+++ Source material +++

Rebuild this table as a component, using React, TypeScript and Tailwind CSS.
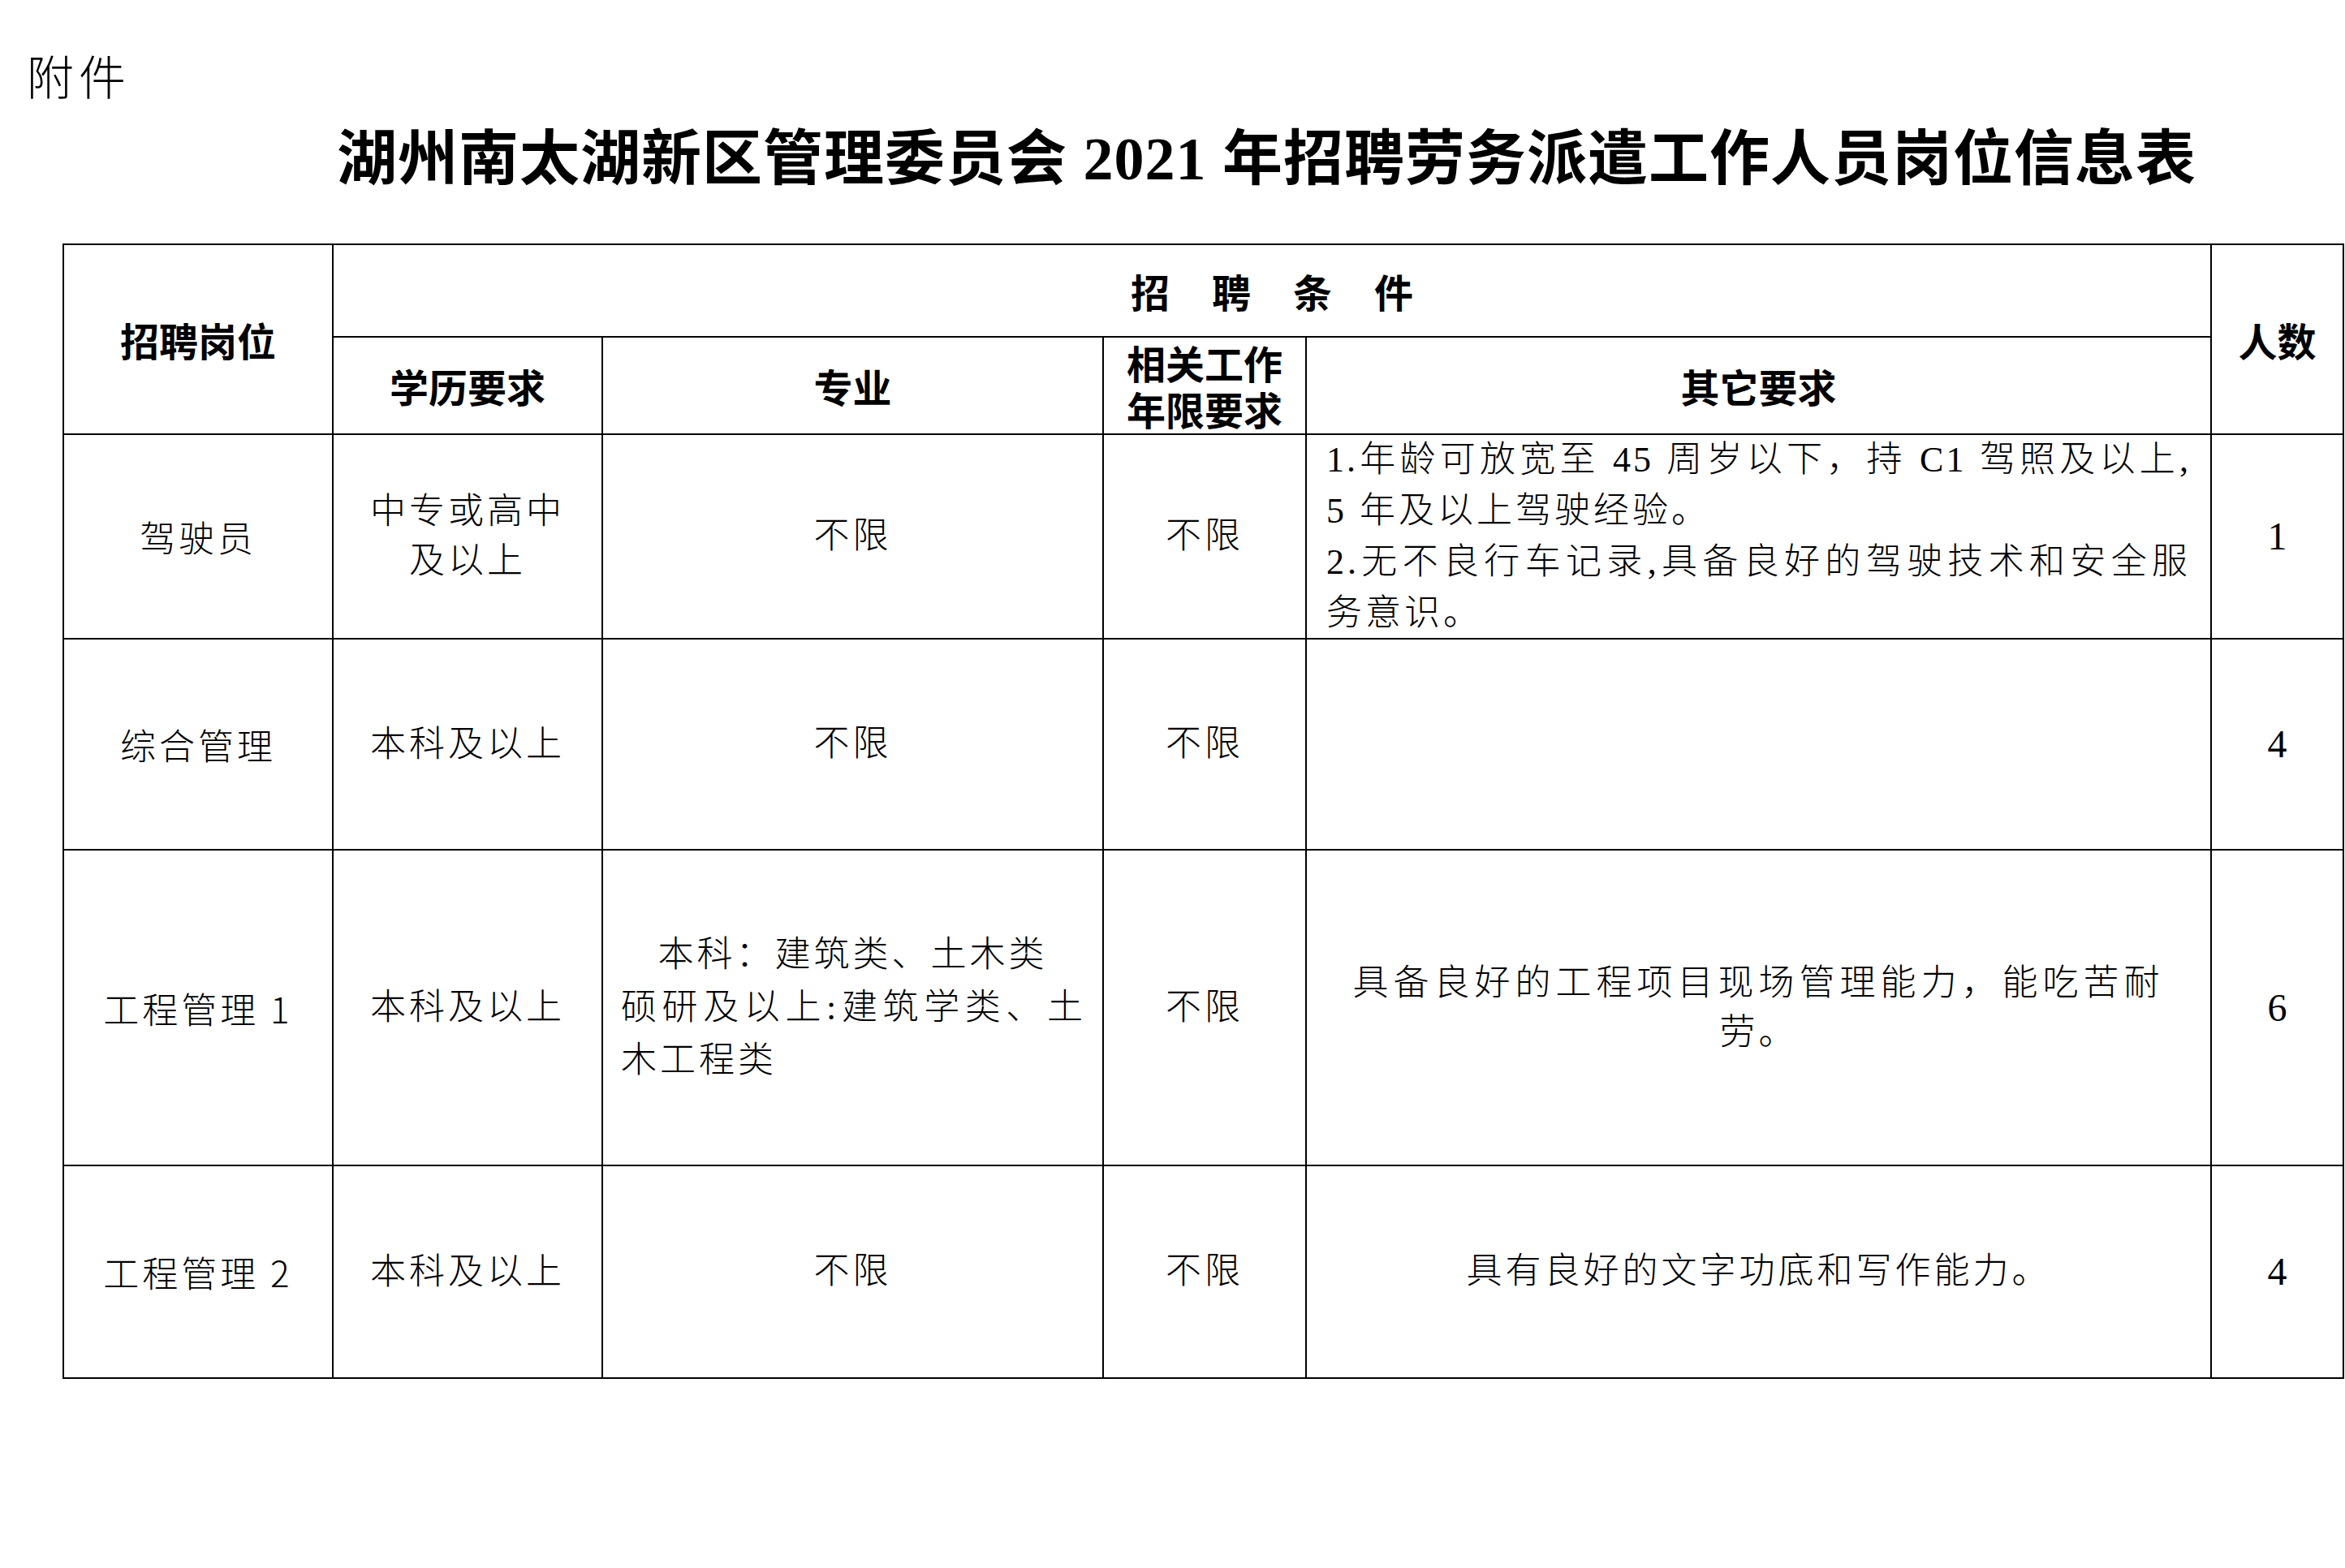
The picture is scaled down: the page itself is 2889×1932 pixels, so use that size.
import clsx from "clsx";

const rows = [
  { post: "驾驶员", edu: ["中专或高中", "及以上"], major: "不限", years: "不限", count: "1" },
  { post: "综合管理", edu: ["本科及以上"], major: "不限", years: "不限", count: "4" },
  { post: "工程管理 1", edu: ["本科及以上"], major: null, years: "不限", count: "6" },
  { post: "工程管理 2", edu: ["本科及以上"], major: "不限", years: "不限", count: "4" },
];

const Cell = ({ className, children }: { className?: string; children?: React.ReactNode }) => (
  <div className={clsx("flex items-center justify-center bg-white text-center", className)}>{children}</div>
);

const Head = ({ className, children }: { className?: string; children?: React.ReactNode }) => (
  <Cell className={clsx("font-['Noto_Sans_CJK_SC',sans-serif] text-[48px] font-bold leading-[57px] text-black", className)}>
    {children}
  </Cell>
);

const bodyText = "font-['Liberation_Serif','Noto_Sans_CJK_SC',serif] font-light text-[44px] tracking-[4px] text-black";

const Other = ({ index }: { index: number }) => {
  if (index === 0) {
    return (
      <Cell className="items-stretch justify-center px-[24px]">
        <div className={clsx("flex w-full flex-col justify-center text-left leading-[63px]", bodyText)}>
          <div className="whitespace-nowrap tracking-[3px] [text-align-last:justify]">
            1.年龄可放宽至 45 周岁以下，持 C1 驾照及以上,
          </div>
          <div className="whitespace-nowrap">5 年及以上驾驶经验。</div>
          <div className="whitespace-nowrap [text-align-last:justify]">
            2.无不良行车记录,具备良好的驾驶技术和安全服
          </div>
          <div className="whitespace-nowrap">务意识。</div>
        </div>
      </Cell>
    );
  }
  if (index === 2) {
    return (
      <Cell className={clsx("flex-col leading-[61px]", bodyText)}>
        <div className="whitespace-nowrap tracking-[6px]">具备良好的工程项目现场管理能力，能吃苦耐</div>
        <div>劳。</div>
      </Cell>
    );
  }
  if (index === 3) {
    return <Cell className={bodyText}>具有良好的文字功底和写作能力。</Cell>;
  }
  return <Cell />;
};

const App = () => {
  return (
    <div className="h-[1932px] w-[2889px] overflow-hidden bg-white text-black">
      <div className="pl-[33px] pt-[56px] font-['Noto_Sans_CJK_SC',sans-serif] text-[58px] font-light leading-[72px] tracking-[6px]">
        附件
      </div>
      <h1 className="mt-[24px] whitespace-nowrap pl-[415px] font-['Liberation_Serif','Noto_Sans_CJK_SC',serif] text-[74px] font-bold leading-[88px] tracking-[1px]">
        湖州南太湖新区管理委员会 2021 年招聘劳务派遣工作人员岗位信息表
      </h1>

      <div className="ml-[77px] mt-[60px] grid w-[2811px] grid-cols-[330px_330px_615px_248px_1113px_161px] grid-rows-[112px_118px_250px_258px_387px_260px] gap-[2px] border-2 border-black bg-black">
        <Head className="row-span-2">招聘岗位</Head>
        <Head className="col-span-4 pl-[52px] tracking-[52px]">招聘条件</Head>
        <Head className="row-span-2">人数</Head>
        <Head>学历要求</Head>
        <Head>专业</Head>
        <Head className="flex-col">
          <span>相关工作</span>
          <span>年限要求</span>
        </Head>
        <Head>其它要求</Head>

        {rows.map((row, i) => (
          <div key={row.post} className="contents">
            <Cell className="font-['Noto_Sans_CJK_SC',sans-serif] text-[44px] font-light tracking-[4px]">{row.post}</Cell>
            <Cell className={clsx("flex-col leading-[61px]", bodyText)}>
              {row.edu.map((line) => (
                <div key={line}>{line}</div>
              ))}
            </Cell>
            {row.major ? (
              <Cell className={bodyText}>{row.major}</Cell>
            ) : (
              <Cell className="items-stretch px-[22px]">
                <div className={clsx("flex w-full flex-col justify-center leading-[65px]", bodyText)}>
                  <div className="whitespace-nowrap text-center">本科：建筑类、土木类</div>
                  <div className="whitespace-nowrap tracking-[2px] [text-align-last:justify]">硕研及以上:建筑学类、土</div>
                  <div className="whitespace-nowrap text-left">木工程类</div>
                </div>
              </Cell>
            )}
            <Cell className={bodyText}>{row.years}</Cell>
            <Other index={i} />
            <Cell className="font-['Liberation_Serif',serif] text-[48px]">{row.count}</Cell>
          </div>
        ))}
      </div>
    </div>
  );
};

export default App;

+++

◆ What you have to do: Please write out all the data again word for word, but not the pictures.

◆ Answer to the task:
Rebuild this table as a component, using React, TypeScript and Tailwind CSS.
The picture is scaled down: the page itself is 2889×1932 pixels, so use that size.
import clsx from "clsx";

const rows = [
  { post: "驾驶员", edu: ["中专或高中", "及以上"], major: "不限", years: "不限", count: "1" },
  { post: "综合管理", edu: ["本科及以上"], major: "不限", years: "不限", count: "4" },
  { post: "工程管理 1", edu: ["本科及以上"], major: null, years: "不限", count: "6" },
  { post: "工程管理 2", edu: ["本科及以上"], major: "不限", years: "不限", count: "4" },
];

const Cell = ({ className, children }: { className?: string; children?: React.ReactNode }) => (
  <div className={clsx("flex items-center justify-center bg-white text-center", className)}>{children}</div>
);

const Head = ({ className, children }: { className?: string; children?: React.ReactNode }) => (
  <Cell className={clsx("font-['Noto_Sans_CJK_SC',sans-serif] text-[48px] font-bold leading-[57px] text-black", className)}>
    {children}
  </Cell>
);

const bodyText = "font-['Liberation_Serif','Noto_Sans_CJK_SC',serif] font-light text-[44px] tracking-[4px] text-black";

const Other = ({ index }: { index: number }) => {
  if (index === 0) {
    return (
      <Cell className="items-stretch justify-center px-[24px]">
        <div className={clsx("flex w-full flex-col justify-center text-left leading-[63px]", bodyText)}>
          <div className="whitespace-nowrap tracking-[3px] [text-align-last:justify]">
            1.年龄可放宽至 45 周岁以下，持 C1 驾照及以上,
          </div>
          <div className="whitespace-nowrap">5 年及以上驾驶经验。</div>
          <div className="whitespace-nowrap [text-align-last:justify]">
            2.无不良行车记录,具备良好的驾驶技术和安全服
          </div>
          <div className="whitespace-nowrap">务意识。</div>
        </div>
      </Cell>
    );
  }
  if (index === 2) {
    return (
      <Cell className={clsx("flex-col leading-[61px]", bodyText)}>
        <div className="whitespace-nowrap tracking-[6px]">具备良好的工程项目现场管理能力，能吃苦耐</div>
        <div>劳。</div>
      </Cell>
    );
  }
  if (index === 3) {
    return <Cell className={bodyText}>具有良好的文字功底和写作能力。</Cell>;
  }
  return <Cell />;
};

const App = () => {
  return (
    <div className="h-[1932px] w-[2889px] overflow-hidden bg-white text-black">
      <div className="pl-[33px] pt-[56px] font-['Noto_Sans_CJK_SC',sans-serif] text-[58px] font-light leading-[72px] tracking-[6px]">
        附件
      </div>
      <h1 className="mt-[24px] whitespace-nowrap pl-[415px] font-['Liberation_Serif','Noto_Sans_CJK_SC',serif] text-[74px] font-bold leading-[88px] tracking-[1px]">
        湖州南太湖新区管理委员会 2021 年招聘劳务派遣工作人员岗位信息表
      </h1>

      <div className="ml-[77px] mt-[60px] grid w-[2811px] grid-cols-[330px_330px_615px_248px_1113px_161px] grid-rows-[112px_118px_250px_258px_387px_260px] gap-[2px] border-2 border-black bg-black">
        <Head className="row-span-2">招聘岗位</Head>
        <Head className="col-span-4 pl-[52px] tracking-[52px]">招聘条件</Head>
        <Head className="row-span-2">人数</Head>
        <Head>学历要求</Head>
        <Head>专业</Head>
        <Head className="flex-col">
          <span>相关工作</span>
          <span>年限要求</span>
        </Head>
        <Head>其它要求</Head>

        {rows.map((row, i) => (
          <div key={row.post} className="contents">
            <Cell className="font-['Noto_Sans_CJK_SC',sans-serif] text-[44px] font-light tracking-[4px]">{row.post}</Cell>
            <Cell className={clsx("flex-col leading-[61px]", bodyText)}>
              {row.edu.map((line) => (
                <div key={line}>{line}</div>
              ))}
            </Cell>
            {row.major ? (
              <Cell className={bodyText}>{row.major}</Cell>
            ) : (
              <Cell className="items-stretch px-[22px]">
                <div className={clsx("flex w-full flex-col justify-center leading-[65px]", bodyText)}>
                  <div className="whitespace-nowrap text-center">本科：建筑类、土木类</div>
                  <div className="whitespace-nowrap tracking-[2px] [text-align-last:justify]">硕研及以上:建筑学类、土</div>
                  <div className="whitespace-nowrap text-left">木工程类</div>
                </div>
              </Cell>
            )}
            <Cell className={bodyText}>{row.years}</Cell>
            <Other index={i} />
            <Cell className="font-['Liberation_Serif',serif] text-[48px]">{row.count}</Cell>
          </div>
        ))}
      </div>
    </div>
  );
};

export default App;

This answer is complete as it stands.